Sarah #8 is an annotated text version of Eliot’s list (yes, real data on the Internet). [Check out the print version of this article to see a copy of the search results.] As a contemporary record, it is a good source. However, if you enter only the information from #8, you’ll lose all that temptingly specific information from the other sites. What do you do?

Perhaps a bigger question is: How did Sarah get so fragmented? Were all of those genealogists bad researchers? Before you bristle at what you may suspect will be another criticism of genealogy on the Internet, let me ask a different question. How long has it been since you worked on some of the families in your database? I’ll answer that one about myself—I know that sections of my database were entered in a beta version of a CPM program, just about the time GEDCOM was developed. (Does anybody remember that far back?)

Just how good is your data? Mine is a hodgepodge—lineages based on everything from meticulous personal research to undocumented family histories. Over the years, software has changed dramatically and my research skills have improved considerably, but most of my data hasn’t changed at all.

I know I need to verify anything before I publish it myself, but in the meantime, I need a place to keep my information. Unfortunately, that means that if I were to use one of the handy-dandy utilities or software features that lets me produce a Web site with hypertext links up and down my family tree, those links would include a leap into a Scottish ancestral line that might best be described as mythical, entered over a decade ago.

Just because we can—that’s why we generate massive linked trees for our Web sites. How often do we stop to think, “This is publishing.” Sarah Odding was a real person. She deserves to be treated as a person, with respect. All our ancestors do. That means verifying the information about them before we publish.

It’s unreasonable to expect that we can verify every bit of information before we put it online. Does that justify doing it anyway? No. Then does that mean that you shouldn’t publish it online? Yes and no. You should publish what you’ve verified and feel good about. (That’s not the same as “having all the answers”—one of the best reasons to publish is to get the attention of other descendants who have that missing bit of information you want.) You should not publish your equivalent of Sarah Odding’s German birth or my mythical Scottish lineage. Before you click OK to generate a linked-tree or text-based Web site, back up a bit. Select just the branch of your family tree that you’ve researched personally. Then generate those Web pages (with documentation, please).

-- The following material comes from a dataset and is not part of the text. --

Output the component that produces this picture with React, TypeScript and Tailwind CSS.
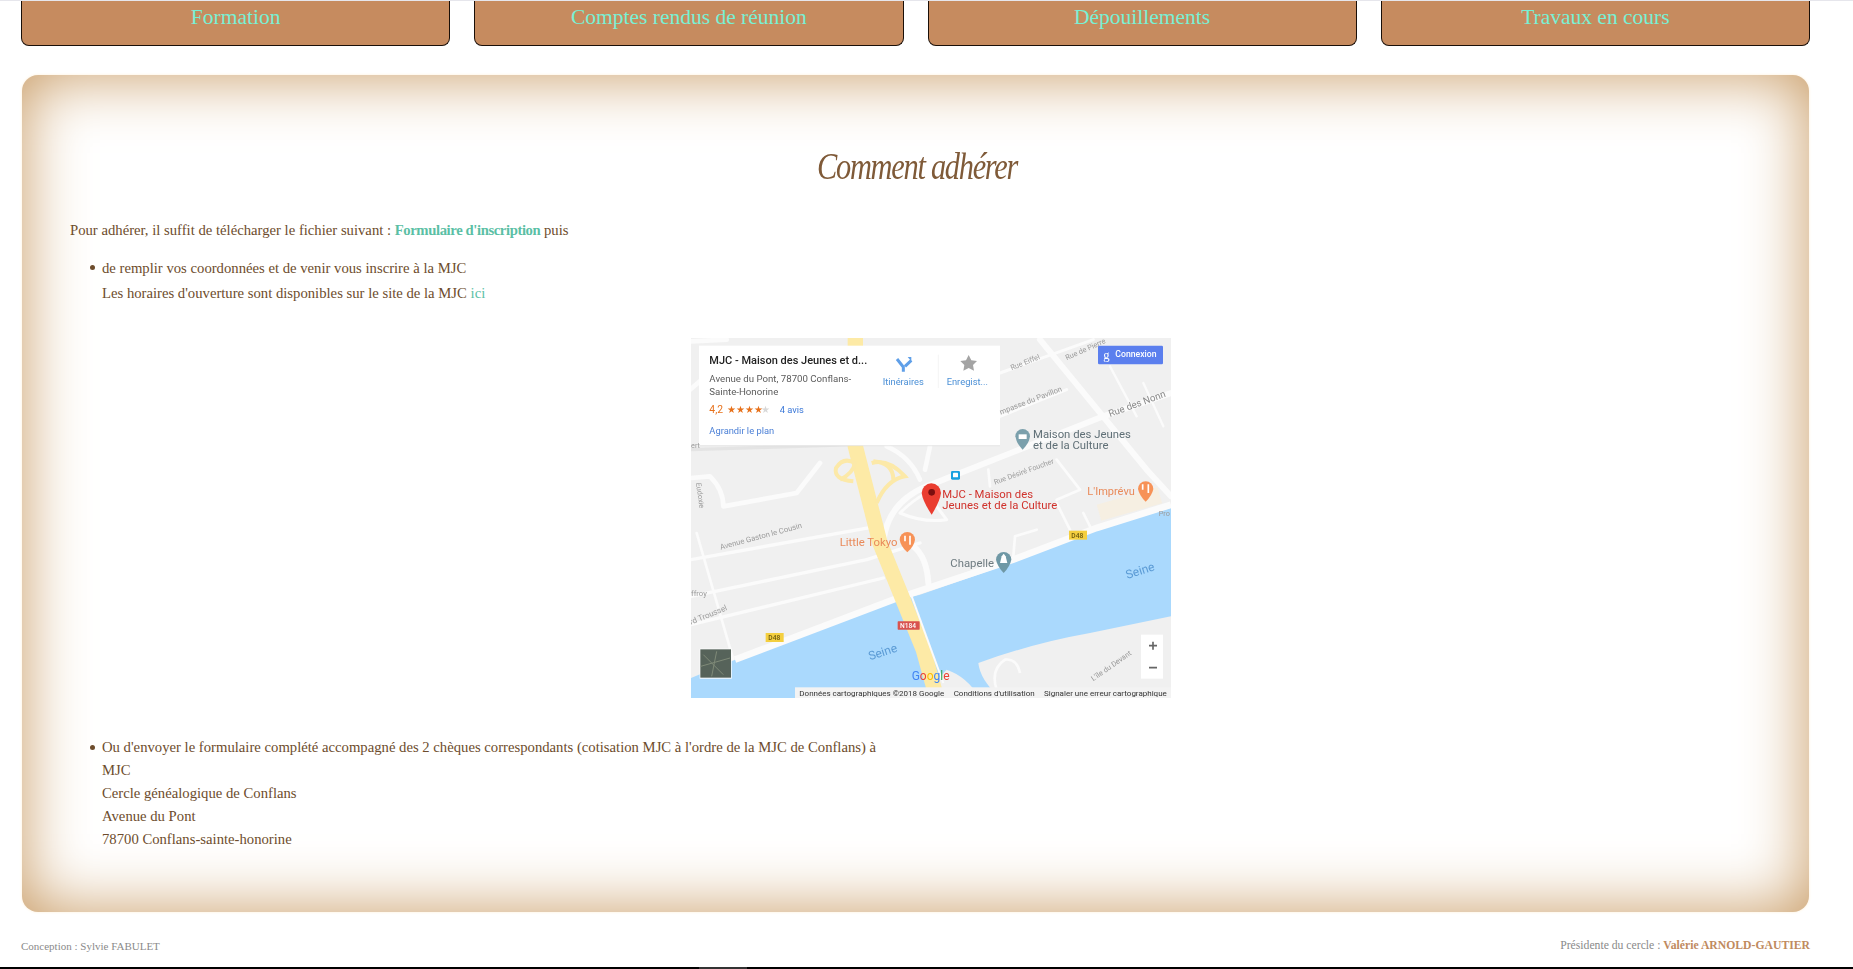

And what about poor Sarah Odding? She’s a real person again.3

Notes
1. New England Historic Genealogical Register 35 (July 1881): 2124, 241247.
2. Great Migration Newsletter 6 (Jul 1997): 19–25.
3. Sarah’s numerous Sherman descendants can consult Patricia Law Hatcher, “Reconstructing Sarah (Odding) Sherman, Wife of Philip Sherman of Portsmouth, Rhode Island,” The American Genealogist 73: (July 1998) for her English origins.

Pat Hatcher, CG, is a technical writer, instructor, and professional genealogist.